The frequent kilt wearing that went on in our family was somewhat more difficult for my brother than it was for me, although I did not exactly relish the thought of donning one in front of the entire school. Scotland and England may be (for now at least) part of the same sovereign state, but you did not, in the mid 90s, go around wearing knee length tartan pleated skirts and tam-o-shanters in Ipswich, Suffolk. You just didn’t. Not to mention, those things are bloody itchy and there’s the ever-present and very real threat of getting stabbed in the thigh by a wayward pin. My brother was frequently forced to don a kilt for family gatherings and (please correct me if I’m wrong Robbie) I’m pretty sure that the resulting trauma was the catalyst for his later move to The Netherlands to join a rock band and/or become a chiropractor.

Brave little soldier that I was, I was willing to endure the discomfort of wearing a kilt in exchange for my long awaited and, to my mind, quite frankly much deserved five minutes of fame. For the first time, I had my very own song to perform, albeit accompanied by my little brother and a few other unfortunate children who had been drafted in to play Scottish villagers. I don’t remember if the other kids wore kilts too, although I’m sure that my mother would have been more than happy to loan out some of ours, benevolent promoter of all things Scottish that she was/is. (My birthday parties were all the more fun for the hyperactivity-inducing presence of Scotland’s favourite neon orange carbonated beverage, Irn Bru).

Anyway. The song, as I recall it, went something like this:

“Here in Bonny Scotland where the grass grows green,
with the Highlands and the Lowlands and the bits found in-between…”

[Note - what are these mysterious in-between bits? The middle-lands? Glasgow?]

“There’s no need to be upset, even though you’re getting wet,

Something something something something … something about putting on your kilt ... something something.”

We sang and did some kind of jig and also, I think, held umbrellas aloft because it’s always raining in Scotland HA HA HA!

I believe the premise of the play was that Mary and Joseph, mother and father of Jesus Christ our Lord, schlepped around the world (on a Donkey?) visiting randomly and apparently arbitrarily selected villages (and their corresponding Angelic representatives). I can’t remember what happened after that, blinded as I was by the warm glow of my newfound fame and glory.

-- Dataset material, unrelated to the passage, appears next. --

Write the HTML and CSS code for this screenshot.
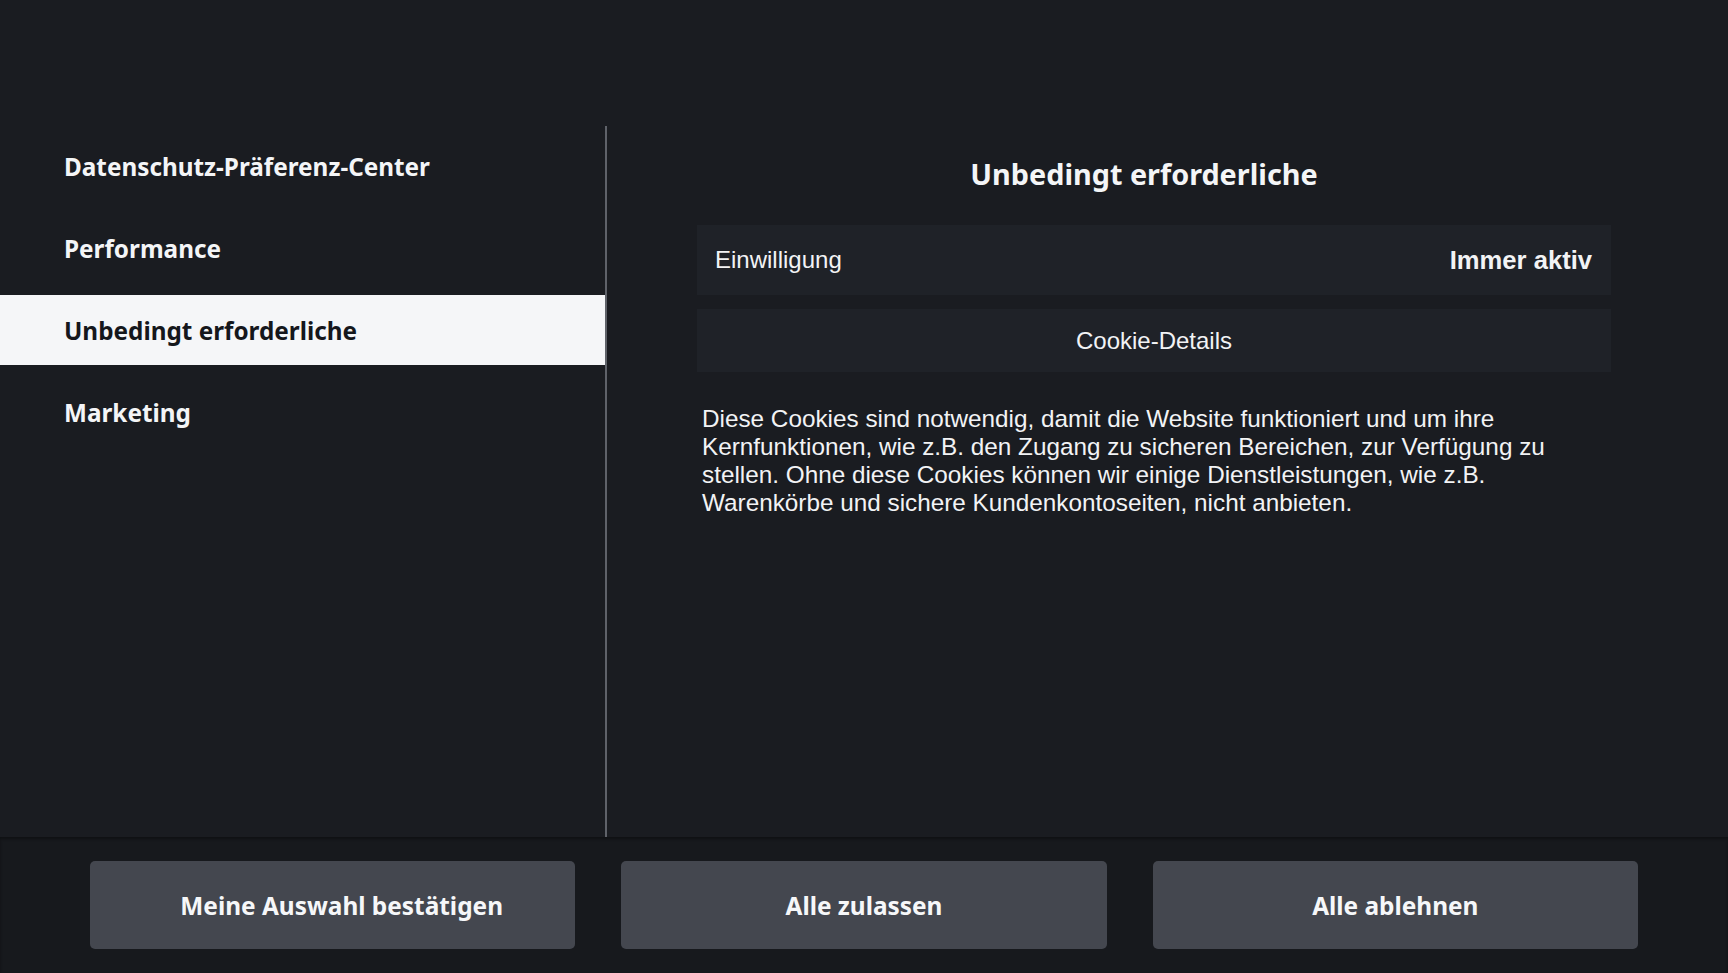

I’m assuming that Mary and Joe tested and then rejected all of these inferior places in favour of Bethlehem in the manner of Reality TV contestants selecting their Dream Homes or future spouses.
The play was well-received, my performance triumphant. “A Joy!” proclaimed the locally published comic slash magazine-turned-arts review publication The Chatterbox (written, illustrated and published by one Gemma Correll). The next year, having coasted through ‘93 on the glory of my performance and subsequent nomination for the Best Acting Eva!!! Awards (The Chatterbox magazine, issue four) I was certain that I was a shoo-in for the role of Mary, having surely moved every audience member to tears with my flawless portrayal of the Scottish McAngel the previous year. After all, this was 1993. Surely we were modern and progressive enough to cast a short-sighted, slightly clumsy girl of below average stature as the Virgin Mary, Mother of Jesus Christ our Lord and Saviour?

I was cast as a Sheep.


Penny Puglet said...

had me in stitches. thanks

Anonymous said...

I played one of a pair of gateposts in my nativity play. I kid you not!

Ameena Nur said...

Best bedtime story I've read in a while :) ahh those narrow minded casting
directors would never be ready for your portrayal of Mary. X

parisa mahmoudi said...

Happy new year dear Gemma!!!!!!
Wish you all the best

Peg Graham said...


Thanks for the chuckle.

sheepishly grinning,

Anonymous said...

I did this one in 2002! I was a hula girl.
I think the missing words are "just qcall up the pipe put on your kilt and try your dancing steps"?

Vief said...

Merry Christmas!! I was once cast as a talking tree, and this wasn't even in primary school anymore. I feel your pain.

Unknown said...

I always wanted to be an angel but only got to ring a bell. I was told that angels didn't have red hair. The bits in between is called central Scotland, including Glasgow and Edinburgh. Merry Christmas x

Unknown said...

I did this play as well (92/93, I'm 30) and for years i've been humming snippets of songs from it (something about ..."fit for a King....") - i dressed up as a Scottish boy. Are you a Spike Milligan fan?